Der Lauf des Flusses

Liebe Christine,

manchmal schaue ich dem trägen Lauf des Flusses zu.

All den vielen Wassertropfen, die zum Meer fließen. Wo sie vielleicht darauf hoffen, durch die Luft zu schweben. Sich zu einer schweren Wolke zusammenzubrauen um dann mit viel Getöse auf die Erde zurückzufallen. Wo sie von den Pflanzen, Tieren und Menschen dankbar erwartet werden. Um dann in die dunkle Erde abzutauchen und irgendwo lustig glitzernd als Quellwasser wieder herauszusprudeln. Als kleiner Bach, der irgendwann in einen Fluss mündet. Und so dahin treibend, sitzt irgendwo am Ufer jemand, der den Lauf des Flusses beobachtet…

Herzensgrüße, Gabi

Selbst-Wirksamkeit

Liebe Gabi,

und davon, ob die Menschen, die jetzt schon lesen können, auch ein Umfeld schaffen können, in dem die Einbildungskraft wachsen, sich entwickeln und sich frei entfalten kann.
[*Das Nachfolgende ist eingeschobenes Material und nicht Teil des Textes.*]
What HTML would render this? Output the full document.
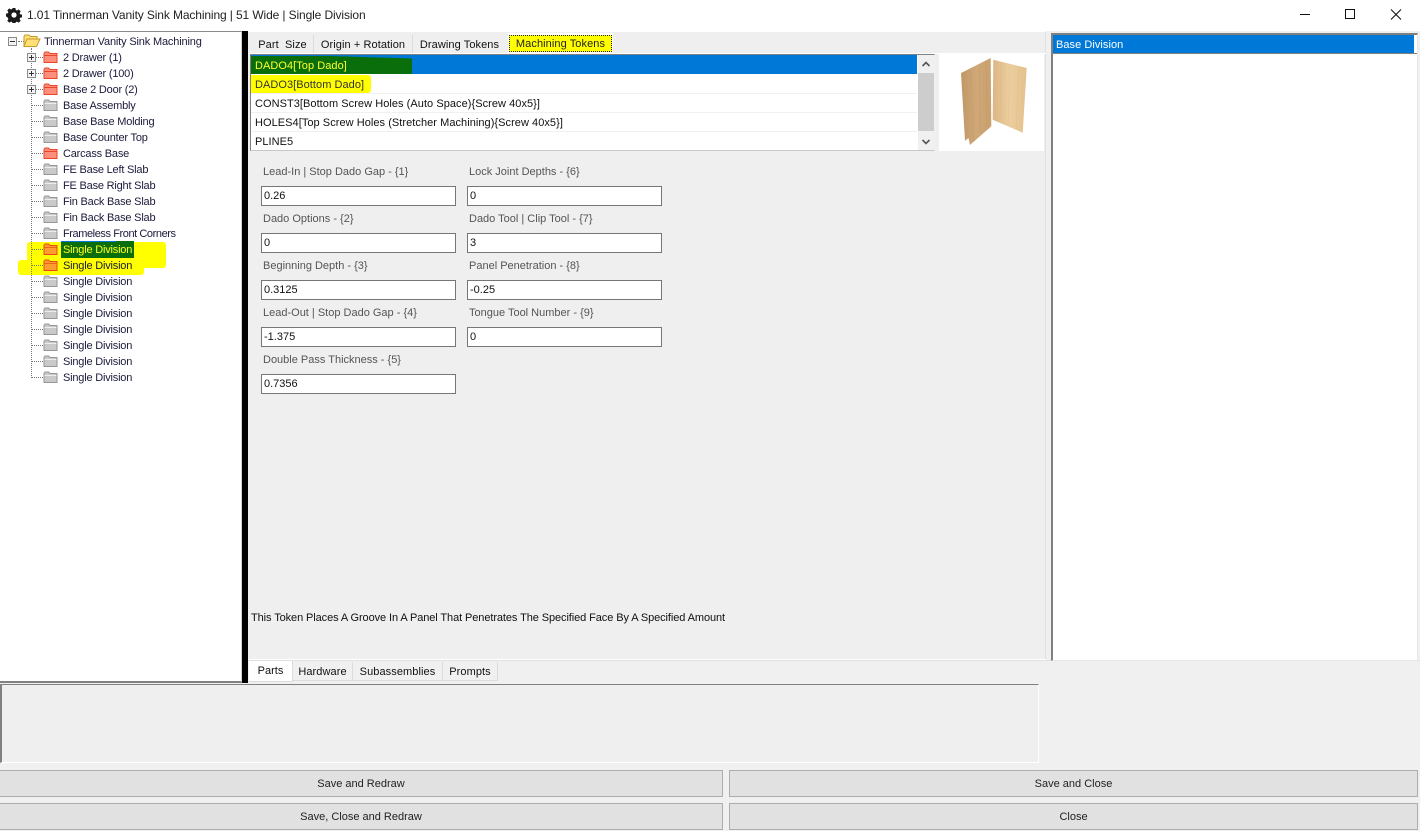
<!DOCTYPE html>
<html><head><meta charset="utf-8"><title>1.01 Tinnerman Vanity Sink Machining</title>
<style>
html,body{margin:0;padding:0}
body{width:1420px;height:828px;overflow:hidden;position:relative;background:#f0f0f0;font-family:"Liberation Sans",sans-serif;font-size:11px;color:#111}
div,span.a,svg.a{position:absolute;box-sizing:border-box}
.t{position:absolute;white-space:nowrap;line-height:18px;height:16px}
.n{color:#1a1a3a;left:63px;letter-spacing:-.2px}
.row{position:absolute;left:251px;height:18px;line-height:20px;white-space:nowrap;padding-left:4px;letter-spacing:.05px}
.sep{position:absolute;left:251px;width:666px;height:1px;background:#f0f0f0}
.lab{position:absolute;white-space:nowrap;line-height:18px;color:#555}
.inp{position:absolute;width:195px;height:20px;background:#fff;border:1px solid #767676;line-height:18px;padding-left:2px;color:#111}
.tab{position:absolute;text-align:center;white-space:nowrap;line-height:16px;border-right:1px solid #dcdcdc;letter-spacing:.08px}
.btn{position:absolute;background:#e1e1e1;border:1px solid #adadad;text-align:center;color:#222}
.f{position:absolute;left:43px;width:15px;height:12px}
.hl{position:absolute;background:#ffff00}
.dv{position:absolute;border-left:1px dotted #777}
.dh{position:absolute;border-top:1px dotted #777;height:1px}
.pm{position:absolute;left:27px;width:9px;height:9px;background:#f4f4f4;border:1px solid #8a8a8a}
.pm:before{content:"";position:absolute;left:1px;top:3px;width:5px;height:1px;background:#333}
.pm.p:after{content:"";position:absolute;left:3px;top:1px;width:1px;height:5px;background:#333}
</style></head><body>
<svg width="0" height="0" style="position:absolute"><defs>
<g id="red"><path d="M1 11.5V2.5L2 1H5.5L7 2.5H14V11.5Z" fill="#ff8f7a" stroke="#e8452a"/><rect x="1.5" y="4" width="12" height="1" fill="#e8452a"/></g>
<g id="gray"><path d="M1 11.5V2.5L2 1H5.5L7 2.5H14V11.5Z" fill="#c9c9c9" stroke="#969696"/><rect x="1.5" y="4" width="12" height="1" fill="#eee"/></g>
<g id="org"><path d="M1 11.5V2.5L2 1H5.5L7 2.5H14V11.5Z" fill="#ff9d2e" stroke="#ea4a12"/><rect x="1.5" y="4" width="12" height="1" fill="#e8661a"/></g>
<linearGradient id="w1" x1="0" y1="0" x2="1" y2="0"><stop offset="0" stop-color="#c09867"/><stop offset=".5" stop-color="#d0a877"/><stop offset="1" stop-color="#c9a06e"/></linearGradient>
<linearGradient id="w2" x1="0" y1="0" x2="1" y2="0"><stop offset="0" stop-color="#dcb685"/><stop offset=".5" stop-color="#ecce9e"/><stop offset="1" stop-color="#e4c18e"/></linearGradient>
</defs></svg>

<!-- title bar -->
<div style="left:0;top:0;width:1420px;height:31px;background:#fff"></div>
<svg class="a" style="left:6px;top:7px" width="16" height="16" viewBox="0 0 16 16"><path d="M6.6 1h2.8l.4 2 1.2.5 1.7-1.1 2 2-1.1 1.7.5 1.2 1.9.3v2.8l-1.9.4-.5 1.2 1.1 1.7-2 2-1.7-1.1-1.2.5-.4 1.9H6.6l-.4-1.9-1.2-.5-1.7 1.1-2-2 1.1-1.7-.5-1.2L0 9.4V6.6l1.9-.3.5-1.2-1.1-1.7 2-2L5 2.5l1.2-.5z" fill="#1a1a1a"/><circle cx="8" cy="8" r="2.6" fill="#fff"/></svg>
<div class="t" style="left:27px;top:7px;color:#222;font-size:12px;line-height:16px;letter-spacing:-.12px">1.01 Tinnerman Vanity Sink Machining | 51 Wide | Single Division</div>
<svg class="a" style="left:1300px;top:8px" width="110" height="14" viewBox="0 0 110 14"><path d="M0 6.5H10" stroke="#111" fill="none"/><rect x="45.5" y="1.5" width="9" height="9" fill="none" stroke="#111"/><path d="M91 1.5L101 11.5M101 1.5L91 11.5" stroke="#111" fill="none"/></svg>

<!-- tree panel -->
<div style="left:0;top:31px;width:242px;height:652px;background:#fff;border-top:1px solid #8a8a8a;border-bottom:2px solid #808080;border-right:1px solid #d0d0d0"></div>
<div style="left:242px;top:31px;width:6px;height:652px;background:#000"></div>

<!-- highlights tree -->
<div class="hl" style="left:27px;top:242px;width:139px;height:26px;border-radius:3px"></div>
<div class="hl" style="left:18px;top:260px;width:126px;height:15px;border-radius:3px"></div>
<div style="left:61px;top:241px;width:73px;height:17px;background:#0a6e0a"></div>
<div style="left:61px;top:241px;width:55px;height:1px;background:#0078d7"></div>

<!-- tree lines -->
<div class="dv" style="left:31px;top:48px;height:330px"></div>
<div class="dh" style="left:18px;top:41px;width:8px"></div>
<div class="dh" style="left:32px;top:57px;width:11px"></div>
<div class="dh" style="left:32px;top:73px;width:11px"></div>
<div class="dh" style="left:32px;top:89px;width:11px"></div>
<div class="dh" style="left:32px;top:105px;width:11px"></div>
<div class="dh" style="left:32px;top:121px;width:11px"></div>
<div class="dh" style="left:32px;top:137px;width:11px"></div>
<div class="dh" style="left:32px;top:153px;width:11px"></div>
<div class="dh" style="left:32px;top:169px;width:11px"></div>
<div class="dh" style="left:32px;top:185px;width:11px"></div>
<div class="dh" style="left:32px;top:201px;width:11px"></div>
<div class="dh" style="left:32px;top:217px;width:11px"></div>
<div class="dh" style="left:32px;top:233px;width:11px"></div>
<div class="dh" style="left:32px;top:249px;width:11px"></div>
<div class="dh" style="left:32px;top:265px;width:11px"></div>
<div class="dh" style="left:32px;top:281px;width:11px"></div>
<div class="dh" style="left:32px;top:297px;width:11px"></div>
<div class="dh" style="left:32px;top:313px;width:11px"></div>
<div class="dh" style="left:32px;top:329px;width:11px"></div>
<div class="dh" style="left:32px;top:345px;width:11px"></div>
<div class="dh" style="left:32px;top:361px;width:11px"></div>
<div class="dh" style="left:32px;top:377px;width:11px"></div>
<div class="pm" style="left:8px;top:37px"></div>
<div class="pm p" style="top:53px"></div>
<div class="pm p" style="top:69px"></div>
<div class="pm p" style="top:85px"></div>

<svg class="a" style="left:23px;top:34px" width="18" height="14" viewBox="0 0 18 14"><path d="M1 12.5V2.5L2 1H6L7.5 2.5H14V5H4L1 12.5H13.5L17 5H4L1 12.5Z" fill="#ffdf78" stroke="#c79a2a"/></svg>
<svg class="f" style="top:51px"><use href="#red"/></svg>
<svg class="f" style="top:67px"><use href="#red"/></svg>
<svg class="f" style="top:83px"><use href="#red"/></svg>
<svg class="f" style="top:99px"><use href="#gray"/></svg>
<svg class="f" style="top:115px"><use href="#gray"/></svg>
<svg class="f" style="top:131px"><use href="#gray"/></svg>
<svg class="f" style="top:147px"><use href="#red"/></svg>
<svg class="f" style="top:163px"><use href="#gray"/></svg>
<svg class="f" style="top:179px"><use href="#gray"/></svg>
<svg class="f" style="top:195px"><use href="#gray"/></svg>
<svg class="f" style="top:211px"><use href="#gray"/></svg>
<svg class="f" style="top:227px"><use href="#gray"/></svg>
<svg class="f" style="top:243px"><use href="#org"/></svg>
<svg class="f" style="top:259px"><use href="#org"/></svg>
<svg class="f" style="top:275px"><use href="#gray"/></svg>
<svg class="f" style="top:291px"><use href="#gray"/></svg>
<svg class="f" style="top:307px"><use href="#gray"/></svg>
<svg class="f" style="top:323px"><use href="#gray"/></svg>
<svg class="f" style="top:339px"><use href="#gray"/></svg>
<svg class="f" style="top:355px"><use href="#gray"/></svg>
<svg class="f" style="top:371px"><use href="#gray"/></svg>

<div class="t n" style="left:44px;top:33px;letter-spacing:-.16px">Tinnerman Vanity Sink Machining</div>
<div class="t n" style="top:49px">2 Drawer (1)</div>
<div class="t n" style="top:65px">2 Drawer (100)</div>
<div class="t n" style="top:81px">Base 2 Door (2)</div>
<div class="t n" style="top:97px">Base Assembly</div>
<div class="t n" style="top:113px">Base Base Molding</div>
<div class="t n" style="top:129px">Base Counter Top</div>
<div class="t n" style="top:145px">Carcass Base</div>
<div class="t n" style="top:161px">FE Base Left Slab</div>
<div class="t n" style="top:177px">FE Base Right Slab</div>
<div class="t n" style="top:193px">Fin Back Base Slab</div>
<div class="t n" style="top:209px">Fin Back Base Slab</div>
<div class="t n" style="top:225px;letter-spacing:-.42px">Frameless Front Corners</div>
<div class="t n" style="top:241px;color:#ffff20">Single Division</div>
<div class="t n" style="top:257px">Single Division</div>
<div class="t n" style="top:273px">Single Division</div>
<div class="t n" style="top:289px">Single Division</div>
<div class="t n" style="top:305px">Single Division</div>
<div class="t n" style="top:321px">Single Division</div>
<div class="t n" style="top:337px">Single Division</div>
<div class="t n" style="top:353px">Single Division</div>
<div class="t n" style="top:369px">Single Division</div>

<!-- middle panel -->
<div style="left:248px;top:31px;width:798px;height:629px;background:#efefef;border-right:1px solid #e0e0e0;border-top:1px solid #fff"></div>
<div style="left:248px;top:53px;width:798px;height:1px;background:#fff"></div>
<div class="tab" style="left:252px;top:35px;width:62px;height:18px;line-height:20px">Part &nbsp;Size</div>
<div class="tab" style="left:314px;top:35px;width:99px;height:18px;line-height:20px">Origin + Rotation</div>
<div class="tab" style="left:412px;top:35px;width:95px;height:18px;line-height:20px;border-right:0">Drawing Tokens</div>
<div style="left:508px;top:33px;width:105px;height:20px;background:#fff"></div>
<div style="left:509px;top:35px;width:103px;height:17px;background:#ffff00;border:1px dotted #222;text-align:center;line-height:17px;white-space:nowrap;color:#222;letter-spacing:.08px">Machining Tokens</div>

<!-- list -->
<div style="left:250px;top:54px;width:685px;height:97px;background:#fff;border-left:1px solid #808080;border-top:1px solid #808080;border-right:1px solid #f0f0f0;border-bottom:1px solid #c8c8c8"></div>
<div style="left:251px;top:55px;width:666px;height:19px;background:#0078d7"></div>
<div class="hl" style="left:251px;top:75px;width:120px;height:18px;border-radius:0 3px 3px 0"></div>
<div style="left:251px;top:56px;width:161px;height:18px;background:#0a6e0a;clip-path:polygon(0 0,50% 0,100% 14%,100% 100%,0 100%)"></div>
<div class="sep" style="top:93px"></div><div class="sep" style="top:112px"></div><div class="sep" style="top:131px"></div>
<div class="row" style="top:56px;color:#ffff30">DADO4[Top Dado]</div>
<div class="row" style="top:75px;color:#333">DADO3[Bottom Dado]</div>
<div class="row" style="top:94px">CONST3[Bottom Screw Holes (Auto Space){Screw 40x5}]</div>
<div class="row" style="top:113px">HOLES4[Top Screw Holes (Stretcher Machining){Screw 40x5}]</div>
<div class="row" style="top:132px">PLINE5</div>
<!-- scrollbar -->
<div style="left:918px;top:55px;width:16px;height:95px;background:#f0f0f0"></div>
<div style="left:918px;top:73px;width:16px;height:58px;background:#cdcdcd"></div>
<svg class="a" style="left:918px;top:55px" width="16" height="95" viewBox="0 0 16 95"><path d="M4.5 11L8 7.5L11.5 11M4.5 85L8 88.5L11.5 85" fill="none" stroke="#555" stroke-width="1.6"/></svg>

<!-- preview image -->
<div style="left:939px;top:54px;width:105px;height:97px;background:#fff"></div>
<svg class="a" style="left:939px;top:54px" width="106" height="98" viewBox="939 54 106 98"><polygon points="961,73 990.7,58 991.3,126.3 970,145 968.5,138 965,140.7" fill="url(#w1)"/><path d="M970 71L974 141M979 65L981 134M986 61L987 129" stroke="#a98456" stroke-width=".5" opacity=".3" fill="none"/><polygon points="993.3,59.7 1026.7,68 1022.7,132.7 992.7,119.7" fill="url(#w2)"/><path d="M1001 62L1000 123M1010 64L1008 126M1019 66L1016 130" stroke="#cfa877" stroke-width=".5" opacity=".3" fill="none"/></svg>

<!-- fields -->
<div class="lab" style="left:263px;top:163px">Lead-In | Stop Dado Gap - {1}</div>
<div class="lab" style="left:469px;top:163px">Lock Joint Depths - {6}</div>
<div class="inp" style="left:261px;top:186px">0.26</div>
<div class="inp" style="left:467px;top:186px">0</div>
<div class="lab" style="left:263px;top:210px">Dado Options - {2}</div>
<div class="lab" style="left:469px;top:210px">Dado Tool | Clip Tool - {7}</div>
<div class="inp" style="left:261px;top:233px">0</div>
<div class="inp" style="left:467px;top:233px">3</div>
<div class="lab" style="left:263px;top:257px">Beginning Depth - {3}</div>
<div class="lab" style="left:469px;top:257px">Panel Penetration - {8}</div>
<div class="inp" style="left:261px;top:280px">0.3125</div>
<div class="inp" style="left:467px;top:280px">-0.25</div>
<div class="lab" style="left:263px;top:304px">Lead-Out | Stop Dado Gap - {4}</div>
<div class="lab" style="left:469px;top:304px">Tongue Tool Number - {9}</div>
<div class="inp" style="left:261px;top:327px">-1.375</div>
<div class="inp" style="left:467px;top:327px">0</div>
<div class="lab" style="left:263px;top:351px">Double Pass Thickness - {5}</div>
<div class="inp" style="left:261px;top:374px">0.7356</div>

<div class="t" style="left:251px;top:609px;color:#111;letter-spacing:-.09px">This Token Places A Groove In A Panel That Penetrates The Specified Face By A Specified Amount</div>

<!-- bottom tabs -->
<div style="left:248px;top:659px;width:798px;height:1px;background:#fff"></div>
<div style="left:248px;top:660px;width:1172px;height:1px;background:#e0e0e0"></div>
<div style="left:249px;top:661px;width:44px;height:21px;background:#fff;text-align:center;line-height:20px;color:#111;border-right:1px solid #dcdcdc;border-bottom:1px solid #dcdcdc">Parts</div>
<div class="tab" style="left:293px;top:662px;width:60px;height:19px;line-height:20px;border-bottom:1px solid #dcdcdc">Hardware</div>
<div class="tab" style="left:353px;top:662px;width:90px;height:19px;line-height:20px;border-bottom:1px solid #dcdcdc">Subassemblies</div>
<div class="tab" style="left:443px;top:662px;width:55px;height:19px;line-height:20px;border-bottom:1px solid #dcdcdc">Prompts</div>

<!-- right list -->
<div style="left:1051px;top:33px;width:367px;height:628px;background:#fff;border-left:2px solid #808080;border-top:2px solid #808080;border-right:1px solid #e8e8e8;border-bottom:1px solid #e8e8e8"></div>
<div style="left:1053px;top:35px;width:361px;height:18px;background:#0078d7;color:#fff;line-height:20px;padding-left:3px;white-space:nowrap;letter-spacing:.05px">Base Division</div>
<div style="left:1053px;top:53px;width:364px;height:1px;background:#808080"></div>

<!-- bottom area -->
<div style="left:0;top:684px;width:1039px;height:79px;background:#efefef;border-top:1px solid #808080;border-left:2px solid #808080;border-right:1px solid #fff;border-bottom:1px solid #fff"></div>

<!-- buttons -->
<div class="btn" style="left:-1px;top:770px;width:724px;height:27px;line-height:27px">Save and Redraw</div>
<div class="btn" style="left:729px;top:770px;width:689px;height:27px;line-height:27px">Save and Close</div>
<div class="btn" style="left:-1px;top:803px;width:724px;height:27px;line-height:27px">Save, Close and Redraw</div>
<div class="btn" style="left:729px;top:803px;width:689px;height:27px;line-height:27px">Close</div>
</body></html>
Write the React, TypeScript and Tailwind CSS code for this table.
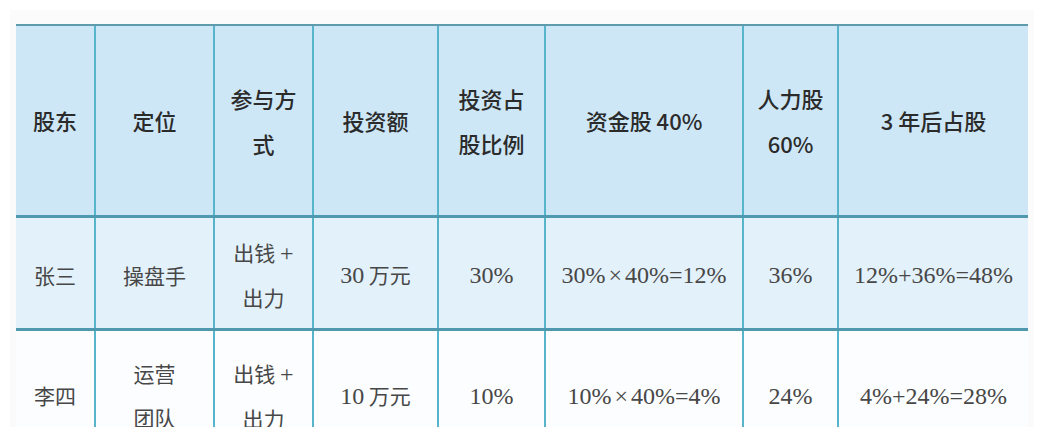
const cols = "grid-cols-[78px_119px_99px_125px_107px_198px_95px_191px]";

const header = [
  ["股东"],
  ["定位"],
  ["参与方", "式"],
  ["投资额"],
  ["投资占", "股比例"],
  ["资金股 40%"],
  ["人力股", "60%"],
  ["3 年后占股"],
];

const rows = [
  {
    bg: "bg-[#e3f1fa]",
    h: "h-[113px]",
    cells: [["张三"], ["操盘手"], ["出钱 +", "出力"], ["30 万元"], ["30%"], ["30%×40%=12%"], ["36%"], ["12%+36%=48%"]],
  },
  {
    bg: "bg-[#fbfdfe]",
    h: "h-[128px]",
    cells: [["李四"], ["运营", "团队"], ["出钱 +", "出力"], ["10 万元"], ["10%"], ["10%×40%=4%"], ["24%"], ["4%+24%=28%"]],
  },
];

// digits in the source are a tall, narrow serif; CJK stays smaller
const Mixed = ({ text }: { text: string }) => (
  <>
    {text.split(/([0-9%=+×]+)/).map((part, i) =>
      /[0-9%=+×]/.test(part) ? (
        <span key={i} className="inline-block text-[24px] [font-family:'Liberation_Serif',serif]">
          {part.split("×").map((p, j) => (
            <span key={j}>
              {j > 0 && <span className="mx-[3px]">×</span>}
              {p}
            </span>
          ))}
        </span>
      ) : (
        <span key={i}>{part}</span>
      )
    )}
  </>
);

const Cell = ({ lines, first, head }: { lines: string[]; first: boolean; head: boolean }) => (
  <div
    className={`flex flex-col items-center justify-center text-center ${first ? "" : "border-l-2 border-[#58b4cb]"} ${
      head
        ? "text-[22px] font-medium leading-[45px] text-[#2b2b2b] [font-family:'Noto_Sans_CJK_SC','Noto_Sans',sans-serif]"
        : "pt-[3px] text-[21px] leading-[44px] text-[#474747] [font-family:'Noto_Sans_CJK_SC',serif]"
    }`}
  >
    {lines.map((l) => (
      <span key={l} className="whitespace-nowrap">
        {head ? l : <Mixed text={l} />}
      </span>
    ))}
  </div>
);

export default function App() {
  return (
    <div className="h-[438px] w-[1044px] overflow-hidden bg-white">
      <div className="mt-[10px] ml-[10px] h-[417px] w-[1024px] overflow-hidden bg-[#fbfbfb] pt-[14px] pl-[6px]">
        <div className="w-[1012px] border-t-2 border-[#5f9cab]">
          <div className={`grid ${cols} h-[189px] bg-[#cde7f7]`}>
            {header.map((lines, i) => (
              <Cell key={i} lines={lines} first={i === 0} head />
            ))}
          </div>
          {rows.map((r, ri) => (
            <div key={ri} className={`grid ${cols} ${r.h} ${r.bg} border-t-[3px] border-[#4f98ad]`}>
              {r.cells.map((lines, i) => (
                <Cell key={i} lines={lines} first={i === 0} head={false} />
              ))}
            </div>
          ))}
        </div>
      </div>
    </div>
  );
}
Jeder einzelne Mensch hat die Möglichkeit, die Welt von morgen mitzugestalten.  Wenn ich höre: “Was soll ich denn als Lieschen Müller tun können?”, frage ich: Wie viele Napoleons, Hitlers, Gandhis, Buddhas, Jesus hat die Welt erlebt? Einen. Ein einziger Mensch kann das Gesicht der Erde komplett verändern. Auf Tausende von Jahren hinaus. Wir sind nie machtlos und ausgeliefert. Unsere  Entscheidungen jeden Tag gestalten zu jeder Sekunde die Welt. Was ich anziehe ist eine Entscheidung für sorgsamen Anbau, faires Geld, Naturschutz, genauso wie das Essen und meine Möglichkeiten, die ich auch im Politischen nutzen kann. Das macht Arbeit. Ich muss mich informieren. Mich bemühen. Auch mal was aushalten können. Und dazu brauche ich die gute Einbildungskraft und das afrikanische Sprichwort: wenn viele kleinen Menschen an vielen kleinen Orten der Erde viele kleine Schritte tun, können sie die Welt verändern.

Phantasie ist wichtig. Und das Erkennen und Nutzen meiner eigenen Möglichkeiten. Schaffen wir also eine “gute Kinderstube”. Oder fällen wir eine bewusste Entscheidung – ab sofort mache ich es anders.